Nu eerst de bezwaarfase doorlopen moet worden, moet de rechtbank het beroepschrift op grond van artikel 6:15 van de Awb doorzenden naar de inspecteur onder gelijktijdige mededeling hiervan aan de afzender. Die mededeling is hierbij gedaan. Nu deze brief reeds in het bezit is van de inspecteur zal de rechtbank hem deze niet opnieuw doen toekomen, maar volstaan met deze mededeling.
Voor een proceskostenveroordeling bestaat geen aanleiding.

Beslissing

De rechtbank:
- verklaart het beroep niet-ontvankelijk;
- draagt de inspecteur op de brief met dagtekening 23 maart 2022 in behandeling te nemen als een bezwaar tegen de verminderingsbeschikking.
Deze uitspraak is gedaan door mr.

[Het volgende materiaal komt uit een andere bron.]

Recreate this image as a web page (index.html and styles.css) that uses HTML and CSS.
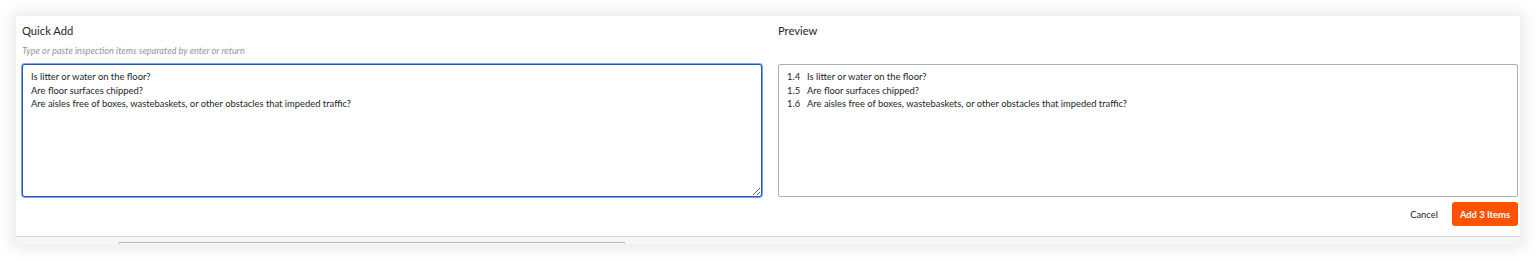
FILE: index.html
```html
<!DOCTYPE html>
<html>
<head>
<meta charset="utf-8">
<link rel="stylesheet" href="styles.css">
</head>
<body>
<div class="page">
  <div class="card">
    <div class="content">
      <div class="cols">
        <div class="col">
          <div class="title">Quick Add</div>
          <div class="hint">Type or paste inspection items separated by enter or return</div>
          <textarea class="input">Is litter or water on the floor?
Are floor surfaces chipped?
Are aisles free of boxes, wastebaskets, or other obstacles that impeded traffic?</textarea>
        </div>
        <div class="col">
          <div class="title">Preview</div>
          <div class="hint"></div>
          <div class="preview">
            <div class="row"><span class="num">1.4</span><span>Is litter or water on the floor?</span></div>
            <div class="row"><span class="num">1.5</span><span>Are floor surfaces chipped?</span></div>
            <div class="row"><span class="num">1.6</span><span>Are aisles free of boxes, wastebaskets, or other obstacles that impeded traffic?</span></div>
          </div>
        </div>
      </div>
      <div class="actions">
        <button class="cancel">Cancel</button>
        <button class="primary">Add 3 Items</button>
      </div>
    </div>
    <div class="strip">
      <div class="ghost-input"></div>
    </div>
  </div>
</div>
</body>
</html>
```
FILE: styles.css
```css
html, body {
  margin: 0;
  padding: 0;
  background: #ffffff;
}
body {
  font-family: Lato, "Open Sans", sans-serif;
  color: #232729;
}
.page {
  padding: 16px 17px 17px 16px;
}
.card {
  width: 1504px;
  height: 228px;
  background: #ffffff;
  box-shadow: 0 0 14px 4px rgba(0, 0, 0, 0.09);
  display: flex;
  flex-direction: column;
  overflow: hidden;
}
.content {
  flex: 1;
  padding: 8px 2px 0 6px;
  border-bottom: 1px solid #d6dbdd;
  display: flex;
  flex-direction: column;
}
.cols {
  display: grid;
  grid-template-columns: 740px 740px;
  column-gap: 16px;
}
.col {
  display: flex;
  flex-direction: column;
}
.title {
  font-size: 11.2px;
  line-height: 14px;
  height: 14px;
  color: #232729;
}
.hint {
  font-size: 9.2px;
  font-style: italic;
  color: #8d979c;
  line-height: 12px;
  height: 12px;
  margin-top: 7px;
}
.input {
  margin: 7px 0 0 0;
  box-sizing: border-box;
  width: 740px;
  height: 133px;
  border: 1px solid #1d58c4;
  box-shadow: 0 0 0 1px rgba(29, 88, 196, 0.55);
  border-radius: 3px;
  padding: 5px 8px;
  font-family: Lato, "Open Sans", sans-serif;
  font-size: 9.4px;
  line-height: 13.5px;
  color: #232729;
  resize: both;
  outline: none;
}
.preview {
  margin-top: 7px;
  box-sizing: border-box;
  height: 133px;
  border: 1px solid #a8b1b5;
  border-radius: 2px;
  padding: 5px 8px;
  font-size: 9.4px;
  line-height: 13.5px;
}
.row {
  display: flex;
}
.num {
  width: 20px;
  flex: none;
}
.actions {
  display: flex;
  justify-content: flex-end;
  align-items: center;
  gap: 6px;
  margin-top: 5px;
}
.cancel {
  background: none;
  border: none;
  font-family: Lato, "Open Sans", sans-serif;
  font-size: 9.4px;
  color: #232729;
  padding: 6px 8px;
}
.primary {
  background: #ff5200;
  color: #ffffff;
  border: none;
  border-radius: 3px;
  font-family: Lato, "Open Sans", sans-serif;
  font-weight: 700;
  font-size: 9.4px;
  height: 24px;
  padding: 0 8px;
}
.strip {
  height: 7px;
  background: #f5f7f7;
  padding-left: 102px;
  padding-top: 5px;
  box-sizing: border-box;
}
.ghost-input {
  width: 505px;
  height: 6px;
  border: 1px solid #b0b5b7;
  border-bottom: none;
  border-radius: 2px 2px 0 0;
  background: #ffffff;
}
```
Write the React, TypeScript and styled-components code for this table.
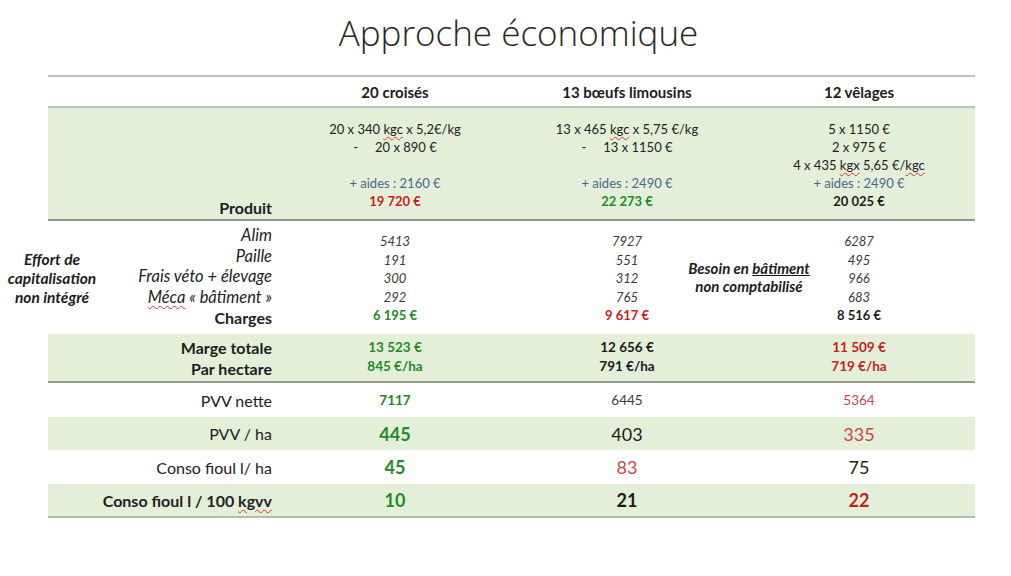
import React from 'react'
import styled, { createGlobalStyle } from 'styled-components'

const COLS = '231px 232px 232px 232px'

type Tone = 'green' | 'red' | 'soft' | 'dark' | 'blue' | 'gray'

const toneColor: Record<Tone, string> = {
    green: '#238a27',
    red: '#c41f26',
    soft: '#c9454d',
    dark: '#1c1c1c',
    blue: '#4b6888',
    gray: '#3d3d3d',
}

const GlobalStyle = createGlobalStyle`
    body {
        margin: 0;
        background: #fff;
        font-family: Lato, "Open Sans", sans-serif;
        color: #1c1c1c;
    }
`

function App() {
    return (
        <Page>
            <GlobalStyle />
            <Title>Approche économique</Title>

            <Table>
                <HeaderRow>
                    <div />
                    <HeadCell>20 croisés</HeadCell>
                    <HeadCell>13 bœufs limousins</HeadCell>
                    <HeadCell>12 vêlages</HeadCell>
                </HeaderRow>

                <ProductBand>
                    <LabelCell>
                        <StrongLabel>Produit</StrongLabel>
                    </LabelCell>
                    <Stack>
                        <div>20 x 340 <Spell>kgc</Spell> x 5,2€/kg</div>
                        <div><Dash>-</Dash>20 x 890 €</div>
                        <div>&nbsp;</div>
                        <Value $tone="blue">+ aides : 2160 €</Value>
                        <Value $tone="red" $bold>19 720 €</Value>
                    </Stack>
                    <Stack>
                        <div>13 x 465 <Spell>kgc</Spell> x 5,75 €/kg</div>
                        <div><Dash>-</Dash>13 x 1150 €</div>
                        <div>&nbsp;</div>
                        <Value $tone="blue">+ aides : 2490 €</Value>
                        <Value $tone="green" $bold>22 273 €</Value>
                    </Stack>
                    <Stack>
                        <div>5 x 1150 €</div>
                        <div>2 x 975 €</div>
                        <div>4 x 435 <Spell>kgx</Spell> 5,65 €/<Spell>kgc</Spell></div>
                        <Value $tone="blue">+ aides : 2490 €</Value>
                        <Value $tone="dark" $bold>20 025 €</Value>
                    </Stack>
                </ProductBand>

                <ChargesSection>
                    <ChargesLabel $col="1">
                        <SideNote>Effort de<br />capitalisation<br />non intégré</SideNote>
                        <LabelList>
                            <div>Alim</div>
                            <div>Paille</div>
                            <div>Frais véto + élevage</div>
                            <div><Spell>Méca</Spell> « bâtiment »</div>
                            <TotalLabel>Charges</TotalLabel>
                        </LabelList>
                    </ChargesLabel>
                    <NumberList $col="2">
                        <div>5413</div>
                        <div>191</div>
                        <div>300</div>
                        <div>292</div>
                        <Value $tone="green" $bold $upright>6 195 €</Value>
                    </NumberList>
                    <NumberList $col="3">
                        <div>7927</div>
                        <div>551</div>
                        <div>312</div>
                        <div>765</div>
                        <Value $tone="red" $bold $upright>9 617 €</Value>
                    </NumberList>
                    <BuildingNote>
                        Besoin en <u>bâtiment</u>
                        <br />
                        non comptabilisé
                    </BuildingNote>
                    <NumberList $col="4">
                        <div>6287</div>
                        <div>495</div>
                        <div>966</div>
                        <div>683</div>
                        <Value $tone="dark" $bold $upright>8 516 €</Value>
                    </NumberList>
                </ChargesSection>

                <MarginBand>
                    <MarginLabels>
                        <div>Marge totale</div>
                        <div>Par hectare</div>
                    </MarginLabels>
                    <MarginValues $tone="green">
                        <div>13 523 €</div>
                        <div>845 €/ha</div>
                    </MarginValues>
                    <MarginValues $tone="dark">
                        <div>12 656 €</div>
                        <div>791 €/ha</div>
                    </MarginValues>
                    <MarginValues $tone="red">
                        <div>11 509 €</div>
                        <div>719 €/ha</div>
                    </MarginValues>
                </MarginBand>

                <Row $height={34}>
                    <RowLabel>PVV nette</RowLabel>
                    <RowValue $tone="green" $bold>7117</RowValue>
                    <RowValue $tone="gray">6445</RowValue>
                    <RowValue $tone="soft">5364</RowValue>
                </Row>
                <Row $height={33} $shaded>
                    <RowLabel>PVV / ha</RowLabel>
                    <RowValue $tone="green" $bold $big>445</RowValue>
                    <RowValue $tone="dark" $big>403</RowValue>
                    <RowValue $tone="soft" $big>335</RowValue>
                </Row>
                <Row $height={34}>
                    <RowLabel>Conso fioul l/ ha</RowLabel>
                    <RowValue $tone="green" $bold $big>45</RowValue>
                    <RowValue $tone="soft" $big>83</RowValue>
                    <RowValue $tone="dark" $big>75</RowValue>
                </Row>
                <Row $height={34} $shaded $last>
                    <RowLabel $bold>Conso fioul l / 100 <Spell>kgvv</Spell></RowLabel>
                    <RowValue $tone="green" $bold $big>10</RowValue>
                    <RowValue $tone="dark" $bold $big>21</RowValue>
                    <RowValue $tone="red" $bold $big>22</RowValue>
                </Row>
            </Table>
        </Page>
    )
}

export default App

const Page = styled.div`
    width: 1011px;
    height: 576px;
    padding-top: 13px;
    box-sizing: border-box;
    overflow: hidden;
`

const Title = styled.h1`
    margin: 0 0 22px;
    padding-left: 26px;
    text-align: center;
    font-family: "Open Sans", sans-serif;
    font-weight: 300;
    font-size: 35px;
    line-height: 40px;
    color: #262626;
`

const Table = styled.div`
    width: 927px;
    margin-left: 48px;
`

const HeaderRow = styled.div`
    display: grid;
    grid-template-columns: ${COLS};
    align-items: center;
    height: 33px;
    box-sizing: border-box;
    border-top: 2px solid #bac7b3;
    border-bottom: 2px solid #bac7b3;
`

const HeadCell = styled.div`
    text-align: center;
    font-weight: 700;
    font-size: 15px;
`

const ProductBand = styled.div`
    display: grid;
    grid-template-columns: ${COLS};
    background: #e3efd9;
    padding: 12px 0 9px;
    border-bottom: 2px solid #8e9a89;
`

const LabelCell = styled.div`
    display: flex;
    align-items: flex-end;
    justify-content: flex-end;
    padding-right: 7px;
`

const StrongLabel = styled.div`
    font-weight: 700;
    font-size: 16px;
    line-height: 20px;
    margin-bottom: -8px;
`

const Stack = styled.div`
    text-align: center;
    font-size: 13px;
    line-height: 18px;
    color: #222;
    white-space: nowrap;
`

const Value = styled.div<{ $tone: Tone; $bold?: boolean; $upright?: boolean }>`
    color: ${p => toneColor[p.$tone]};
    font-weight: ${p => (p.$bold ? 700 : 400)};
    ${p => (p.$upright ? 'font-style: normal;' : '')}
`

const Dash = styled.span`
    margin-right: 17px;
`

const Spell = styled.span`
    text-decoration: underline wavy #d8343a;
    text-decoration-thickness: 1px;
    text-underline-offset: 2px;
`

const ChargesSection = styled.div`
    display: grid;
    grid-template-columns: ${COLS};
    grid-template-rows: 113px;
`

const ChargesLabel = styled.div<{ $col: string }>`
    grid-column: ${p => p.$col};
    grid-row: 1;
    display: flex;
    justify-content: space-between;
    align-items: center;
    padding-right: 7px;
`

const SideNote = styled.div`
    width: 96px;
    margin-left: -44px;
    margin-top: 2px;
    text-align: center;
    font-weight: 700;
    font-style: italic;
    font-size: 15.5px;
    line-height: 19px;
    color: #1c1c1c;
`

const LabelList = styled.div`
    align-self: flex-start;
    padding-top: 4px;
    text-align: right;
    font-style: italic;
    font-size: 16.5px;
    line-height: 20.5px;
    color: #222;
`

const TotalLabel = styled.div`
    font-style: normal;
    font-weight: 700;
    font-size: 16px;
    line-height: 22px;
`

const NumberList = styled.div<{ $col: string }>`
    grid-column: ${p => p.$col};
    grid-row: 1;
    padding-top: 11px;
    text-align: center;
    font-style: italic;
    font-size: 13px;
    line-height: 18.5px;
    color: #3a3a3a;
`

const BuildingNote = styled.div`
    grid-column: 3 / 5;
    grid-row: 1;
    align-self: center;
    padding-left: 12px;
    margin-top: -2px;
    text-align: center;
    font-weight: 700;
    font-style: italic;
    font-size: 15px;
    line-height: 18px;
`

const MarginBand = styled.div`
    display: grid;
    grid-template-columns: ${COLS};
    background: #e3efd9;
    height: 49px;
    box-sizing: border-box;
    padding-top: 3px;
    border-bottom: 2px solid #8e9a89;
`

const MarginLabels = styled.div`
    text-align: right;
    padding-right: 7px;
    font-weight: 700;
    font-size: 16px;
    line-height: 21px;
`

const MarginValues = styled.div<{ $tone: Tone }>`
    text-align: center;
    padding-top: 1px;
    font-weight: 700;
    font-size: 13.5px;
    line-height: 19px;
    color: ${p => toneColor[p.$tone]};
`

const Row = styled.div<{ $height: number; $shaded?: boolean; $last?: boolean }>`
    display: grid;
    grid-template-columns: ${COLS};
    align-items: center;
    height: ${p => p.$height}px;
    box-sizing: border-box;
    background: ${p => (p.$shaded ? '#e3efd9' : '#fff')};
    border-bottom: ${p => (p.$last ? '2px solid #b0c0a7' : 'none')};
`

const RowLabel = styled.div<{ $bold?: boolean }>`
    text-align: right;
    padding-right: 7px;
    font-size: 16px;
    font-weight: ${p => (p.$bold ? 700 : 400)};
    color: #222;
`

const RowValue = styled.div<{ $tone: Tone; $bold?: boolean; $big?: boolean }>`
    text-align: center;
    color: ${p => toneColor[p.$tone]};
    font-weight: ${p => (p.$bold ? 700 : 400)};
    font-size: ${p => (p.$big ? '18px' : '13.5px')};
`
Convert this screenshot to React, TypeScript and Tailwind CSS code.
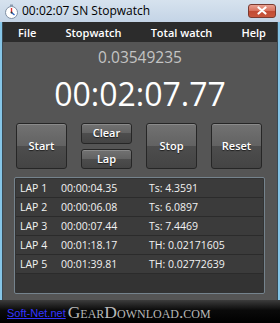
import React from "react";

const font = { fontFamily: '"Open Sans", "Noto Sans", sans-serif' };

function Btn({ label, h }: { label: string; h: string }) {
  return (
    <div
      className={`w-[51px] ${h} rounded-[3px] border border-[#262626] bg-[linear-gradient(to_bottom,#727272_0%,#626262_50%,#4d4d4d_50%,#444444_100%)] shadow-[inset_0_1px_0_rgba(255,255,255,0.18)] flex items-center justify-center text-[11px] font-semibold text-white [text-shadow:0_1px_1px_rgba(0,0,0,0.6)]`}
    >
      {label}
    </div>
  );
}

const laps = [
  ["LAP 1", "00:00:04.35", "Ts: 4.3591"],
  ["LAP 2", "00:00:06.08", "Ts: 6.0897"],
  ["LAP 3", "00:00:07.44", "Ts: 7.4469"],
  ["LAP 4", "00:01:18.17", "TH: 0.02171605"],
  ["LAP 5", "00:01:39.81", "TH: 0.02772639"],
];

export default function App() {
  return (
    <div className="w-[280px] h-[323px] flex flex-col overflow-hidden bg-[#c9d8e9]" style={font}>
      {/* title bar */}
      <div className="h-[22px] flex items-center pl-[4px] pr-[4px] bg-[linear-gradient(to_bottom,#d6e2ee,#c4d4e6)] relative">
        <svg width="15" height="15" viewBox="0 0 15 15" className="mr-[3px]">
          <rect x="6" y="0.5" width="3" height="2" fill="#8a9bb0" />
          <circle cx="7.5" cy="8.5" r="6" fill="#ffffff" stroke="#7f8fa3" strokeWidth="1" />
          <path d="M7.5 8.5 L7.5 4" stroke="#d33" strokeWidth="1.4" />
          <path d="M7.5 8.5 L10.5 11" stroke="#2a63c4" strokeWidth="1.4" />
          <circle cx="7.5" cy="8.5" r="1" fill="#333" />
        </svg>
        <span className="text-[12px] text-black leading-none">00:02:07 SN Stopwatch</span>
        <div className="ml-auto w-[28px] h-[14px] rounded-[3px] border border-[#7a3a30] bg-[linear-gradient(to_bottom,#e8a091_0%,#d8705c_50%,#c24a33_50%,#c9563c_100%)] flex items-center justify-center mt-[-1px]">
          <svg width="10" height="9" viewBox="0 0 10 9">
            <path d="M1.5 1.5 L8.5 7.5 M8.5 1.5 L1.5 7.5" stroke="#fff" strokeWidth="2.2" strokeLinecap="round" />
          </svg>
        </div>
      </div>
      {/* window body */}
      <div className="flex-1 flex flex-col px-[2px] bg-[#86c6e8]">
        <div className="flex-1 flex flex-col border-x border-[#3a4a55]">
          {/* menu */}
          <div className="h-[20px] bg-[#2c2c2c] flex items-center justify-between pl-[15px] pr-[11px] text-[11px] font-semibold text-white leading-none">
            <span>File</span>
            <span>Stopwatch</span>
            <span>Total watch</span>
            <span>Help</span>
          </div>
          {/* content */}
          <div className="flex-1 bg-[#555555] flex flex-col">
            <div className="h-[19px] mt-[6px] flex items-center justify-center text-[15.5px] text-[#c4c4c4] leading-none">
              0.03549235
            </div>
            <div className="h-[48px] flex items-center justify-center text-[32px] text-white leading-none mt-[3px]">
              00:02:07.77
            </div>
            <div className="mt-[5px] flex pl-[13px] gap-[14px]">
              <Btn label="Start" h="h-[46px]" />
              <div className="flex flex-col gap-[5px]">
                <Btn label="Clear" h="h-[21px]" />
                <Btn label="Lap" h="h-[20px]" />
              </div>
              <Btn label="Stop" h="h-[46px]" />
              <Btn label="Reset" h="h-[46px]" />
            </div>
            <div className="mt-[8px] ml-[11px] w-[251px] h-[117px] rounded-[2px] border border-[#75838d] bg-[#333333] p-[1px] flex flex-col">
              {laps.map((l, i) => (
                <div
                  key={i}
                  className="h-[19px] flex items-center bg-[#3b3b3b] border-b border-[#2b2b2b] text-[10.5px] text-[#f2f2f2] leading-none"
                >
                  <span className="w-[45px] pl-[4px]">{l[0]}</span>
                  <span className="w-[88px]">{l[1]}</span>
                  <span>{l[2]}</span>
                </div>
              ))}
            </div>
          </div>
        </div>
      </div>
      {/* watermark */}
      <div className="h-[23px] flex items-end pl-[7px] pb-[2px] bg-[linear-gradient(to_bottom,#3c3c3c_0%,#0a0a0a_45%,#000_100%)]">
        <span
          className="text-[11px] text-[#3535ff] underline leading-none mb-[2px]"
          style={{ fontFamily: '"Liberation Sans", sans-serif' }}
        >
          Soft-Net.net
        </span>
        <span
          className="ml-[2px] text-[17.5px] text-[#b8b8b8] leading-none [font-variant:small-caps]"
          style={{ fontFamily: '"Liberation Serif", serif' }}
        >
          GearDownload.com
        </span>
      </div>
    </div>
  );
}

S.A.J. Bastiaansen, rechter, in aanwezigheid van P. van der Hoeven, griffier, op 18 november 2022 en openbaar gemaakt door middel van geanonimiseerde publicatie op www.rechtspraak.nl.
griffier
rechter
Een afschrift van deze uitspraak is verzonden aan partijen op:

Bent u het niet eens met deze uitspraak?

Als u het niet eens bent met deze uitspraak, kunt u een brief sturen naar de rechtbank waarin u uitlegt waarom u het er niet mee eens bent. Dit heet een verzetschrift. U moet dit verzetschrift indienen binnen 6 weken na de dag waarop deze uitspraak is verzonden. U ziet deze datum hierboven. Als u graag een zitting wilt waarin u uw verzetschrift kunt toelichten, kunt u dit in uw verzetschrift vermelden.